Thank you for the info about the Sharp device. So it's a silicon photodiode operating in the near-infra-red. That's perfectly fine.
No, it's a slit as in a simple aperture whose task is to constrain the beam to a small vertical strip. Yes, each edge will diffract, but as I discussed, that doesn't matter if the the slit is close to the photodiode, since virtually all light will be collected by the much larger lens and photodiode anyway.
But now I see that the response time is quoted as 3us, which means that the 4us RMS that I'm seeing is already at or very near the limit of the device's performance. So narrowing the aperture won't help much or at all. That's too bad, but at least you saved me from continuing this effort with the Sharp devices.
Given the documentation and what I've learned, I'd say that the Sharp device is about as good as it will get as-is. That's aside from the ambient light problem, but for that people are already trying out various filters. In the alternative, stopping down the aperture via a slit or pinhole, and adding a more powerful light source should accomplish the goal too.

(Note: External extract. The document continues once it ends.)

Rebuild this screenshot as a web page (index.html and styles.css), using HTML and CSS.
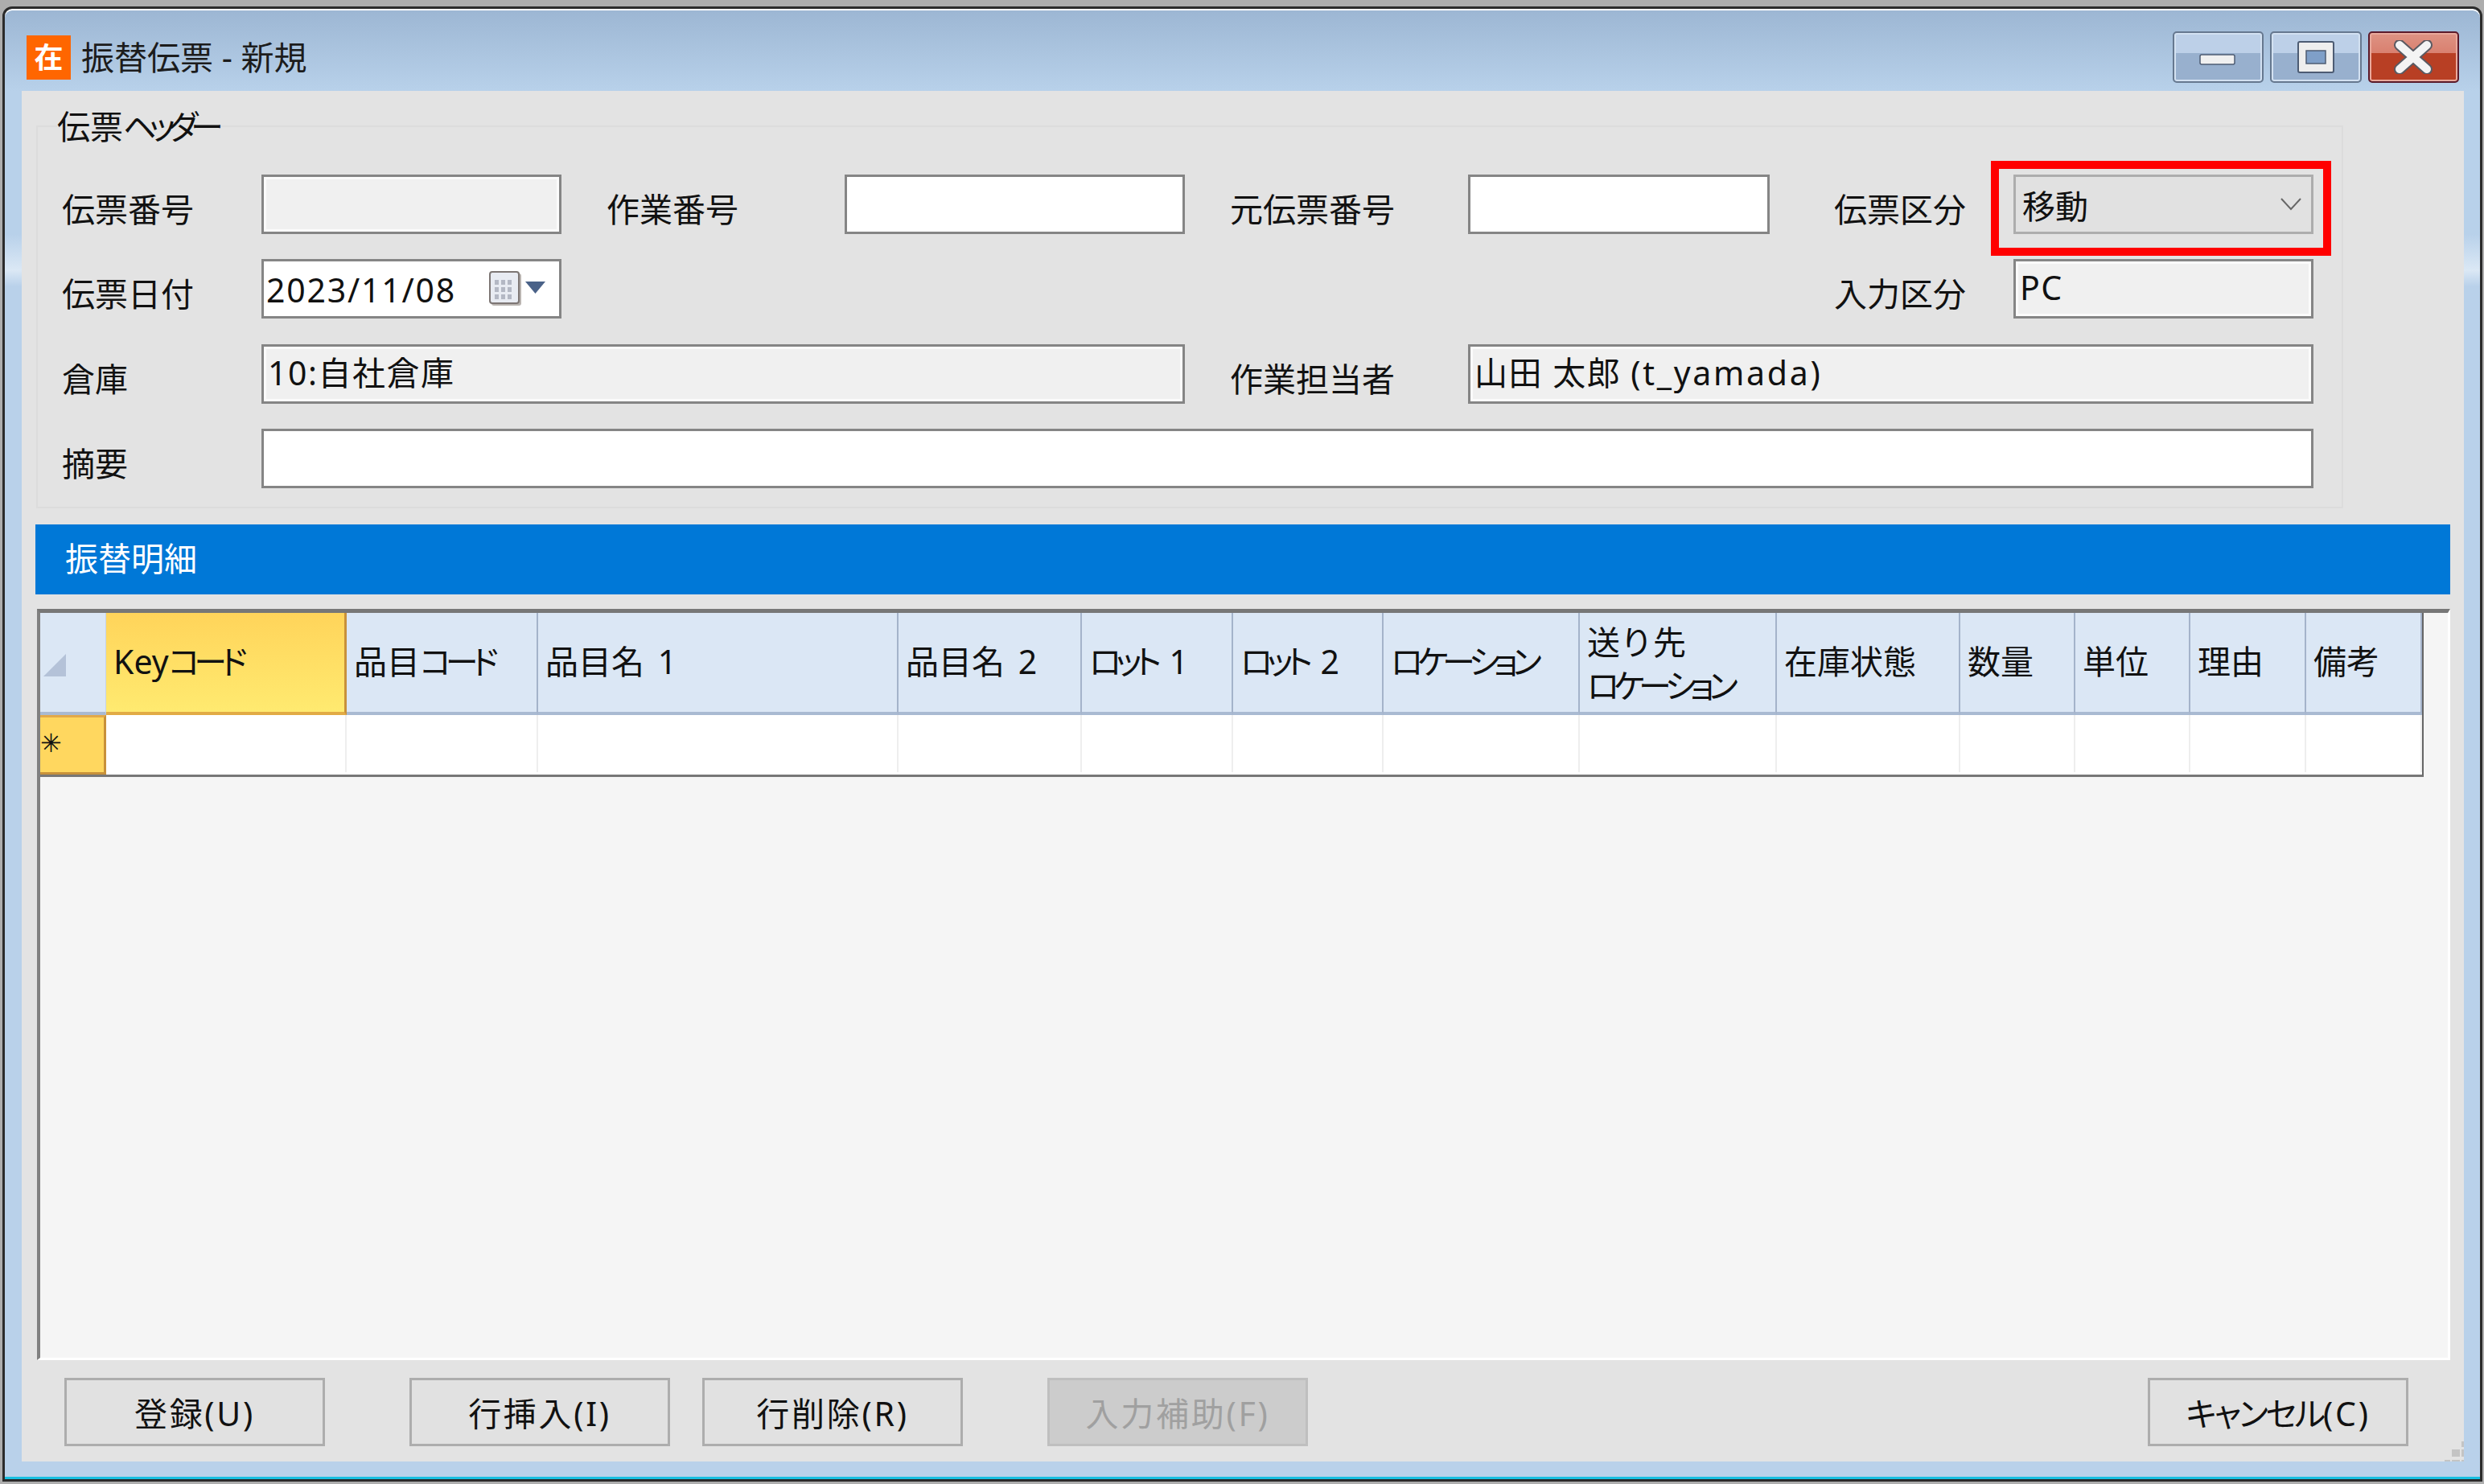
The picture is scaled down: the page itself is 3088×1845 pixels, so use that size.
FILE: index.html
```html
<!doctype html>
<html lang="ja">
	<head>
		<meta charset="UTF-8">
		<title>振替伝票 - 新規</title>
		<link rel="stylesheet" href="styles.css">
	</head>

	<body>
		<div class="window">
			<div class="titlebar">
				<div class="app-icon">在</div>
				<div class="title">振替伝票 - 新規</div>
				<div class="controls">
					<div class="ctl ctl-min">
						<svg width="46" height="15" viewBox="0 0 46 15"><rect x="1" y="1" width="43" height="12" rx="2" fill="#f0f0f0" stroke="#4d5c73" stroke-width="1.5"/></svg>
					</div>
					<div class="ctl ctl-max">
						<svg width="46" height="40" viewBox="0 0 46 40"><rect x="1" y="1" width="44" height="38" rx="2" fill="#eeeeee" stroke="#4d5c73" stroke-width="2"/><rect x="11" y="12" width="24" height="16" fill="#7f9fc8" stroke="#4d5c73" stroke-width="1.5"/></svg>
					</div>
					<div class="ctl ctl-close">
						<svg width="48" height="42" viewBox="0 0 48 42"><path d="M7 6 L41 36 M41 6 L7 36" stroke="#5a5a62" stroke-width="14" stroke-linecap="round"/><path d="M7 6 L41 36 M41 6 L7 36" stroke="#f4f4f4" stroke-width="10" stroke-linecap="round"/></svg>
					</div>
				</div>
			</div>

			<div class="client">
				<fieldset class="group">
					<legend>伝票<span class="kana kana-tight">ヘッダー</span></legend>
					<div class="form">
						<label class="lbl lbl-first">伝票番号</label>
						<div class="field readonly"></div>
						<label class="lbl">作業番号</label>
						<div class="field"></div>
						<label class="lbl">元伝票番号</label>
						<div class="field"></div>
						<label class="lbl lbl-far">伝票区分</label>
						<div class="combo">
							<span>移動</span>
							<svg width="26" height="16" viewBox="0 0 26 16"><path d="M1 1 L13 14 L25 1" fill="none" stroke="#666" stroke-width="2"/></svg>
							<div class="highlight"></div>
						</div>

						<label class="lbl lbl-first">伝票日付</label>
						<div class="field date">
							<span>2023/11/08</span>
							<svg class="cal" width="72" height="44" viewBox="0 0 72 44">
								<rect x="3" y="3" width="37" height="40" rx="3" fill="#b9b4b0"/>
								<rect x="1" y="1" width="36" height="39" rx="3" fill="#e8ebf2" stroke="#7d7674" stroke-width="2"/>
								<path d="M7 11h5v6h-5z M15 11h5v6h-5z M23 11h5v6h-5z M7 20h5v6h-5z M15 20h5v6h-5z M23 20h5v6h-5z M7 29h5v6h-5z M15 29h5v6h-5z M23 29h5v6h-5z" fill="#b4b8c4"/>
								<path d="M45 13 H70 L57.5 28 Z" fill="#4a6288"/>
							</svg>
						</div>
						<div class="spacer"></div>
						<label class="lbl lbl-far">入力区分</label>
						<div class="field readonly value">PC</div>

						<label class="lbl lbl-first">倉庫</label>
						<div class="field readonly value span-3">10:自社倉庫</div>
						<label class="lbl">作業担当者</label>
						<div class="field readonly value span-3">山田 太郎 <span class="user-id">(t_yamada)</span></div>

						<label class="lbl lbl-first">摘要</label>
						<div class="field span-7"></div>
					</div>
				</fieldset>

				<div class="band">振替明細</div>

				<div class="panel">
					<div class="grid">
						<div class="corner"><svg width="28" height="28" viewBox="0 0 28 28"><path d="M28 0 V28 H0 Z" fill="#b4c2d8"/></svg></div>
						<div class="th th-key"><span>Key<span class="kana">コード</span></span></div>
						<div class="th"><span>品目<span class="kana">コード</span></span></div>
						<div class="th">品目名 1</div>
						<div class="th">品目名 2</div>
						<div class="th"><span><span class="kana">ロット</span> 1</span></div>
						<div class="th"><span><span class="kana">ロット</span> 2</span></div>
						<div class="th"><span class="kana">ロケーション</span></div>
						<div class="th th-two">送り先<br><span class="kana">ロケーション</span></div>
						<div class="th">在庫状態</div>
						<div class="th">数量</div>
						<div class="th">単位</div>
						<div class="th">理由</div>
						<div class="th">備考</div>

						<div class="rowhead">✳</div>
						<div class="td"></div>
						<div class="td"></div>
						<div class="td"></div>
						<div class="td"></div>
						<div class="td"></div>
						<div class="td"></div>
						<div class="td"></div>
						<div class="td"></div>
						<div class="td"></div>
						<div class="td"></div>
						<div class="td"></div>
						<div class="td"></div>
						<div class="td"></div>
					</div>
				</div>

				<div class="actions">
					<button>登録(U)</button>
					<button class="gap-big">行挿入(I)</button>
					<button>行削除(R)</button>
					<button class="gap-big" disabled>入力補助(F)</button>
					<button class="cancel"><span class="kana kana-loose">キャンセル</span>(C)</button>
				</div>

				<svg class="grip" width="24" height="25" viewBox="0 0 24 25">
					<rect x="9" y="10" width="10" height="9" fill="#c4c4c4"/>
					<rect x="21" y="0" width="3" height="7" fill="#c4c4c4"/>
					<rect x="21" y="10" width="3" height="9" fill="#c4c4c4"/>
					<rect x="0" y="23" width="7" height="2" fill="#c4c4c4"/>
					<rect x="9" y="23" width="10" height="2" fill="#c4c4c4"/>
					<rect x="21" y="23" width="3" height="2" fill="#c4c4c4"/>
				</svg>
			</div>
		</div>
	</body>
</html>
```

FILE: styles.css
```css
* {
	padding: 0;
	margin: 0;
	box-sizing: border-box;
}
html, body {
	width: 3088px;
	height: 1845px;
	overflow: hidden;
}
body {
	background-color: #adadad;
	padding: 8px 2px 0 3px;
	color: #111;
	font-family: "Noto Sans", "Noto Sans CJK JP", sans-serif;
	font-size: 41px;
}
.kana {
	font-feature-settings: "palt";
	letter-spacing: -7px;
}
.kana-tight {
	letter-spacing: -9px;
}
.kana-loose {
	letter-spacing: -3px;
}
.window {
	height: 1834px;
	border: 3px solid #2b2b2b;
	border-radius: 12px 12px 0 0;
	background: linear-gradient(#9cb6d3 0, #b8d1ea 102px, #b8d1ea 280px, #dbe8f5 325px, #b9d1ea 345px);
	box-shadow: inset 0 2px #fff, inset 0 -3px #17bfe0;
}

/* title bar */
.titlebar {
	display: flex;
	align-items: center;
	height: 102px;
	padding: 18px 26px 0 27px;
}
.app-icon {
	width: 55px;
	height: 55px;
	background-color: #ff6600;
	color: #fff;
	font-size: 36px;
	font-weight: 700;
	line-height: 55px;
	text-align: center;
}
.title {
	margin-left: 13px;
	line-height: 50px;
	color: #1c1c1c;
}
.controls {
	display: flex;
	gap: 8px;
	margin-left: auto;
	margin-top: -1px;
}
.ctl {
	display: flex;
	align-items: center;
	justify-content: center;
	width: 113.5px;
	height: 64px;
	border: 2px solid #66788f;
	border-radius: 5px;
	box-shadow: inset 0 0 0 2px #d3e1f1;
	background: linear-gradient(#bdd0e8 0, #bdd0e8 42%, #98b0ce 42%, #98b0ce 100%);
}
.ctl-min svg {
	margin-top: 8px;
}
.ctl-close {
	border-color: #5b1a2a;
	box-shadow: inset 0 0 0 2px #e9a99c;
	background: linear-gradient(#de9384 0, #d9806f 42%, #b83f24 42%, #b83f24 100%);
}

/* client area */
.client {
	position: relative;
	height: 1704px;
	margin: 0 20px 0 21px;
	padding-top: 24px;
	background-color: #e3e3e3;
}
.group {
	min-width: 0;
	height: 495px;
	margin: 0 150px 0 18px;
	padding: 0 0 0 30px;
	border: 2px solid #dcdcdc;
}
legend {
	margin-left: -6px;
	line-height: 40px;
	white-space: nowrap;
}
.form {
	display: grid;
	grid-template-columns: 248px 373px 352px 423px 352px 375px 303px 373px;
	grid-template-rows: repeat(4, 74px);
	row-gap: 31.3px;
	margin-top: 40px;
}
.lbl {
	padding: 14px 0 0 56px;
	line-height: 58px;
	white-space: nowrap;
}
.lbl-first {
	padding-left: 0;
}
.lbl-far {
	padding-left: 80px;
}
.field {
	border: 3px solid #858585;
	background-color: #fff;
	box-shadow: inset 0 0 0 1px #fff;
	line-height: 65px;
}
.readonly {
	background-color: #f0f0f0;
	box-shadow: inset 0 0 0 3px #fbfbfb;
}
.value {
	padding-left: 5px;
	letter-spacing: 1.5px;
}
.user-id {
	letter-spacing: 2.7px;
}
.span-3 {
	grid-column: span 3;
}
.span-7 {
	grid-column: span 7;
}
.date {
	display: flex;
	align-items: center;
	padding-left: 3px;
	letter-spacing: 1.8px;
}
.date span {
	padding-top: 3px;
}
.cal {
	margin-left: auto;
	margin-right: 15px;
}
.spacer {
	grid-column: span 4;
}
.combo {
	position: relative;
	display: flex;
	align-items: center;
	justify-content: space-between;
	padding: 0 12px 0 8px;
	border: 3px solid #adadad;
	background-color: #e1e1e1;
}
.highlight {
	position: absolute;
	left: -31px;
	right: -25px;
	top: -20px;
	bottom: -30px;
	border: 10px solid #ff0000;
}

/* detail grid */
.band {
	height: 87px;
	margin: 20px 17px 0 17px;
	padding-left: 37px;
	background-color: #0078d7;
	color: #fff;
	line-height: 84px;
}
.panel {
	height: 934px;
	margin: 18px 17px 0 19px;
	background-color: #f5f5f5;
	border-style: solid;
	border-width: 5px 3px 3px 4px;
	border-color: #777 #fff #fff #808080;
}
.grid {
	display: grid;
	grid-template-columns: 82px 299px 238px 448px 228px 188px 187px 244px 245px 228px 143px 143px 144px 144px;
	grid-template-rows: 127px 74px;
	width: 2963px;
	border-right: 2px solid #666;
	border-bottom: 3px solid #777;
	background-color: #fff;
}
.corner, .th {
	background-color: #dbe7f5;
	border-bottom: 4px solid #a9bad2;
}
.corner {
	display: flex;
	align-items: flex-end;
	padding: 0 0 44px 4px;
	border-right: 1px solid #c6d3e4;
}
.th {
	display: flex;
	align-items: center;
	padding: 0 0 4px 9px;
	border-right: 2px solid #a4b3ca;
	line-height: 54px;
	white-space: pre;
	word-spacing: 6px;
}
.th-two {
	display: block;
	padding-top: 9px;
	padding-bottom: 0;
}
.th-key {
	background: linear-gradient(#ffd45a, #ffea70);
	border-right: 3px solid #c8913a;
	border-bottom-color: #e2ab45;
}
.rowhead {
	background-color: #ffd75f;
	border-right: 3px solid #c8913a;
	border-bottom: 3px solid #c8913a;
	border-top: 3px solid #e2a94a;
	font-family: "DejaVu Sans", sans-serif;
	font-size: 32px;
	line-height: 64px;
}
.td {
	margin-bottom: 3px;
	border-right: 2px solid #eee;
}

/* buttons */
.actions {
	display: flex;
	margin-top: 22px;
	padding: 0 69px 0 53px;
}
button {
	width: 324px;
	height: 85px;
	margin-left: 40px;
	padding-bottom: 2px;
	border: 3px solid #adadad;
	background-color: #e1e1e1;
	color: #111;
	font-family: inherit;
	font-size: 41px;
	letter-spacing: 2.7px;
}
button:first-child {
	margin-left: 0;
}
button.gap-big {
	margin-left: 105px;
}
button:disabled {
	background-color: #cccccc;
	border-color: #bfbfbf;
	color: #a0a0a0;
}
button.cancel {
	margin-left: auto;
}
.grip {
	position: absolute;
	right: 0;
	bottom: 0;
}
```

I did just shine the laser on one, full blast (no slit), with the transmitter covered, and it worked perfectly fine, so that remains an option.
If I wanted to do better, I guess I'll have to get an op-amp, etc., and build something around my "1ns" photodetector. Then, as narrow a slit or pinhole as I could make or get would likely be of benefit to timing, as well as simultaneously mitigating the stray light problem.
* An aside: In the famous double-slit experiment, the slit widths and separation affects the pattern seen, but I'm not aware of any necessity that any of them be precisely a wavelength. My understanding is that as long as they are some order of "small," it will demonstrate the phenomena just fine. I'd rather expect that, if a slit was exactly a wavelength, some additional peculiar quantum effects would happen, but I'm not a physicist.